Co-operation between the Government, the private sector, the banking sector and, perhaps most importantly the farmers, is possible. Now we can build on that to continue converting the farming sector into what it must be, a huge group of millions of farmers running prosperous businesses and producing our food, raw materials and a large slice of our exports.

As the name implies, Agric-finance loans are offered to farmers and other individuals engaged in agri-related activities to meet their various working capital requirements.All this has to be in the context of modern Zimbabwean land policies, whereby the overwhelming bulk of farmed land is now in small-scale and medium-scale farms rather than the inherited system of huge estates and “native reserves” roughly splitting the agricultural land evenly.

Land reform, and subsequent Government policies, did far more than end a racial split of land.

It would have been quite feasible to have changed the ownership of the large estates, while retaining them intact, for example.

Instead land reform, and this will be its lasting legacy, changed the whole system and allowed vast numbers of families to own and run their own family farming businesses.

The latest commercialisation policies of the Second Republic have significantly ended the distinction between farmers using farms allocated through traditional systems in the communal lands and farms allocated through offer letters, which will be formalised in leases.

In practice there is no longer a sharp divide between small farms and large estates, but rather a continuum of farms with maximum sizes now regulated.

The differences in tenure are far less important than the new map.

At the same time there is now a determination to ensure that this new range of family farms are properly farmed.

Absentee landholders are discouraged and new requirements now compel all farmers who benefited from land reform to explain how they use their farms, what they plant and what they produce, with the aim being to ensure that all land is well used, if necessary through changes in allocation.

This has required a revolutionary change in how farming is financed.

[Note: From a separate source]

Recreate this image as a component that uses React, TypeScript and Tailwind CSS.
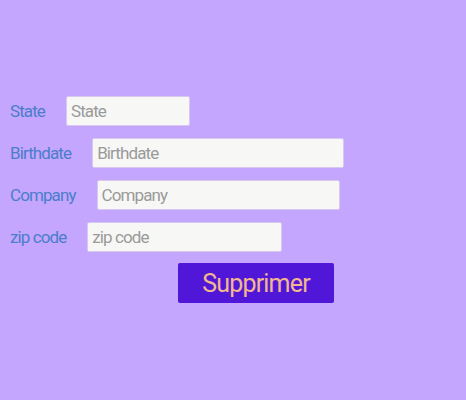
const fields = [
  { label: 'State', width: 'w-[124px]' },
  { label: 'Birthdate', width: 'w-[252px]' },
  { label: 'Company', width: 'w-[243px]' },
  { label: 'zip code', width: 'w-[195px]' },
];

export default function App() {
  return (
    <div className="w-[466px] h-[400px] bg-[#c4a6fe] pt-[96px] pl-[10px] font-['Roboto',sans-serif]">
      <form className="flex flex-col gap-3">
        {fields.map((f) => (
          <div key={f.label} className="flex items-center gap-[21px]">
            <label className="text-[17px] tracking-[-0.9px] text-[#4b7dcb] pt-[1px]">{f.label}</label>
            <input
              placeholder={f.label}
              className={`${f.width} h-[30px] pl-[4px] bg-[#f7f7f5] border border-[#d6c8ee] rounded-[2px] text-[17px] tracking-[-0.9px] placeholder:text-[#9a9a9a] outline-none`}
            />
          </div>
        ))}
        <div className="pl-[168px] -mt-[1px]">
          <button
            type="button"
            className="w-[156px] h-[40px] pt-[2px] bg-[#5117d9] rounded-[2px] text-[#f2b78e] text-[25px] tracking-[-0.8px]"
          >
            Supprimer
          </button>
        </div>
      </form>
    </div>
  );
}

Almost all farmers require financing for inputs and require secure markets for what they produce, with payment on delivery. And that second condition requires that buyers have the finance to pay on delivery, when crops are harvested, and then recoup that huge payment in what is a seasonal business when the sell or use the crops they have bought over the next 12 months.

This does require capitalisation, either equity itself or a formal system of borrowing, through bonds and the like.

There has been a major effort to solve this double problem, of funding input loans for farmers, basically through provision of the actual inputs, and funding the purchase of the harvest when it is delivered over a fairly few weeks.

Tobacco has largely switched to a contract system, whereby the major buyers sign contracts with farmers, provide the inputs and then buy the crops with prices set by a formula.

It has worked quite well, with record harvests now being recorded, and the oversight of the Tobacco Industry and Marketing Board has prevented any major cheating. But farmers are unhappy over how inputs are costed and how prices are set, and there is unhappiness that the financing of the buying of the crop is largely offshore, minimising the advantages for Zimbabwe.

The distrust of farmers for the buyers is hardly new.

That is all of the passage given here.